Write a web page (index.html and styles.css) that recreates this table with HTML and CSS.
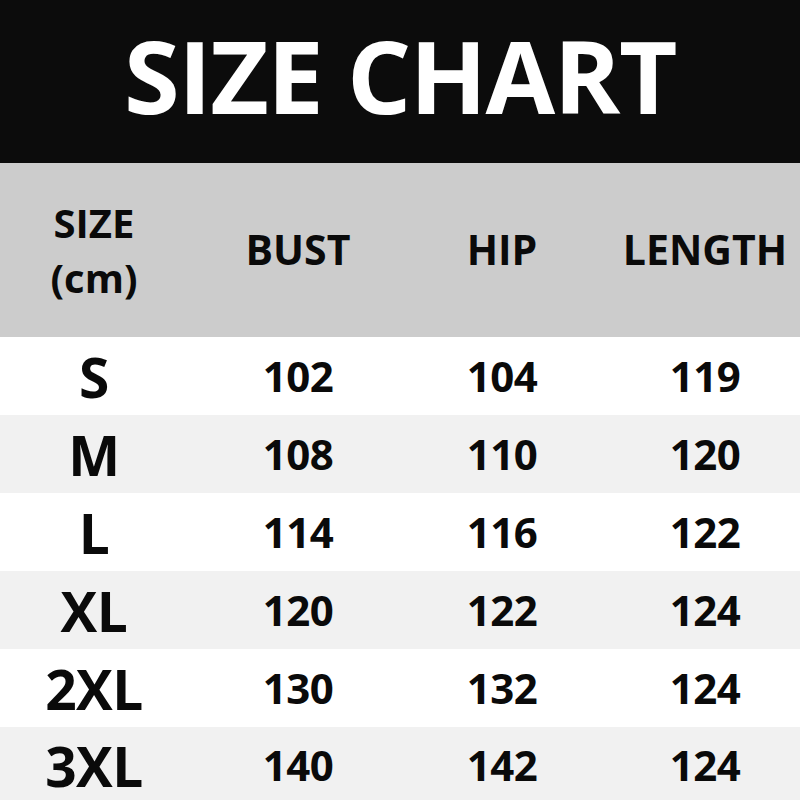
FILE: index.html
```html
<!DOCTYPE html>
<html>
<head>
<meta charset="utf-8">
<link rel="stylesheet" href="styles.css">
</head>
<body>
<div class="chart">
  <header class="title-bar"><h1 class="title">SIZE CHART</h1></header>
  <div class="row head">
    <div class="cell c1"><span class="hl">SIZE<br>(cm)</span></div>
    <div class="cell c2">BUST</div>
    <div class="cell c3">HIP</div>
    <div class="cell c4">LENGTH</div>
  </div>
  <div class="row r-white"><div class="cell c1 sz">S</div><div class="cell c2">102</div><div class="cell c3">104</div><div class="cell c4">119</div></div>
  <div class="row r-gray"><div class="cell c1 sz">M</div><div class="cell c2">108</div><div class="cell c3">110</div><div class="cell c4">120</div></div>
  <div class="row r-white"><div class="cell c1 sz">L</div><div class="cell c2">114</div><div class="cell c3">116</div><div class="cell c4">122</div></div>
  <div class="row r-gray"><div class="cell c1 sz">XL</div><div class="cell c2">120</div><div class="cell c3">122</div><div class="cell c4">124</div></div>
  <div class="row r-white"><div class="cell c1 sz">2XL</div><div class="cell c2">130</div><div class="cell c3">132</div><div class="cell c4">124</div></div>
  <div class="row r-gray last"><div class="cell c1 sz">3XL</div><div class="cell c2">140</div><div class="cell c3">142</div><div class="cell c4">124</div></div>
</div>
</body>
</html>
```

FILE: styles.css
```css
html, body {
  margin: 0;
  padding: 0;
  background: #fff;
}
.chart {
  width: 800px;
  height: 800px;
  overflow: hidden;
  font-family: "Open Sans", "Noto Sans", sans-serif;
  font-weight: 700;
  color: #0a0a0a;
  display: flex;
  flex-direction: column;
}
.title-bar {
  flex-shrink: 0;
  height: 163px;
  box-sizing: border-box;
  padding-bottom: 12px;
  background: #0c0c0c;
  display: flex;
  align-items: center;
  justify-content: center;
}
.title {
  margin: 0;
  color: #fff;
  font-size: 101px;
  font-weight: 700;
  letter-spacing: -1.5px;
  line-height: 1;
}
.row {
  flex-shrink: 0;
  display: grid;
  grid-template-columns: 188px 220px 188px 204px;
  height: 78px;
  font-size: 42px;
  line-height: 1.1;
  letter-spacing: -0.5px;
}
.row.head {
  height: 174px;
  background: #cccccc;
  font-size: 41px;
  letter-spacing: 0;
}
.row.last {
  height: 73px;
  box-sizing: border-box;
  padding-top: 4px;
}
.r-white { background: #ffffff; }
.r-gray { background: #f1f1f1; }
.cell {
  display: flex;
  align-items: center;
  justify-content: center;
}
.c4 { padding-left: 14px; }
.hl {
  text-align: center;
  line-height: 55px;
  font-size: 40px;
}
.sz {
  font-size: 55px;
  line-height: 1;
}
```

Exercise prompt - All of the lines above should be printed exactly, minus the pictures.

Answer -
Write a web page (index.html and styles.css) that recreates this table with HTML and CSS.
FILE: index.html
```html
<!DOCTYPE html>
<html>
<head>
<meta charset="utf-8">
<link rel="stylesheet" href="styles.css">
</head>
<body>
<div class="chart">
  <header class="title-bar"><h1 class="title">SIZE CHART</h1></header>
  <div class="row head">
    <div class="cell c1"><span class="hl">SIZE<br>(cm)</span></div>
    <div class="cell c2">BUST</div>
    <div class="cell c3">HIP</div>
    <div class="cell c4">LENGTH</div>
  </div>
  <div class="row r-white"><div class="cell c1 sz">S</div><div class="cell c2">102</div><div class="cell c3">104</div><div class="cell c4">119</div></div>
  <div class="row r-gray"><div class="cell c1 sz">M</div><div class="cell c2">108</div><div class="cell c3">110</div><div class="cell c4">120</div></div>
  <div class="row r-white"><div class="cell c1 sz">L</div><div class="cell c2">114</div><div class="cell c3">116</div><div class="cell c4">122</div></div>
  <div class="row r-gray"><div class="cell c1 sz">XL</div><div class="cell c2">120</div><div class="cell c3">122</div><div class="cell c4">124</div></div>
  <div class="row r-white"><div class="cell c1 sz">2XL</div><div class="cell c2">130</div><div class="cell c3">132</div><div class="cell c4">124</div></div>
  <div class="row r-gray last"><div class="cell c1 sz">3XL</div><div class="cell c2">140</div><div class="cell c3">142</div><div class="cell c4">124</div></div>
</div>
</body>
</html>
```

FILE: styles.css
```css
html, body {
  margin: 0;
  padding: 0;
  background: #fff;
}
.chart {
  width: 800px;
  height: 800px;
  overflow: hidden;
  font-family: "Open Sans", "Noto Sans", sans-serif;
  font-weight: 700;
  color: #0a0a0a;
  display: flex;
  flex-direction: column;
}
.title-bar {
  flex-shrink: 0;
  height: 163px;
  box-sizing: border-box;
  padding-bottom: 12px;
  background: #0c0c0c;
  display: flex;
  align-items: center;
  justify-content: center;
}
.title {
  margin: 0;
  color: #fff;
  font-size: 101px;
  font-weight: 700;
  letter-spacing: -1.5px;
  line-height: 1;
}
.row {
  flex-shrink: 0;
  display: grid;
  grid-template-columns: 188px 220px 188px 204px;
  height: 78px;
  font-size: 42px;
  line-height: 1.1;
  letter-spacing: -0.5px;
}
.row.head {
  height: 174px;
  background: #cccccc;
  font-size: 41px;
  letter-spacing: 0;
}
.row.last {
  height: 73px;
  box-sizing: border-box;
  padding-top: 4px;
}
.r-white { background: #ffffff; }
.r-gray { background: #f1f1f1; }
.cell {
  display: flex;
  align-items: center;
  justify-content: center;
}
.c4 { padding-left: 14px; }
.hl {
  text-align: center;
  line-height: 55px;
  font-size: 40px;
}
.sz {
  font-size: 55px;
  line-height: 1;
}
```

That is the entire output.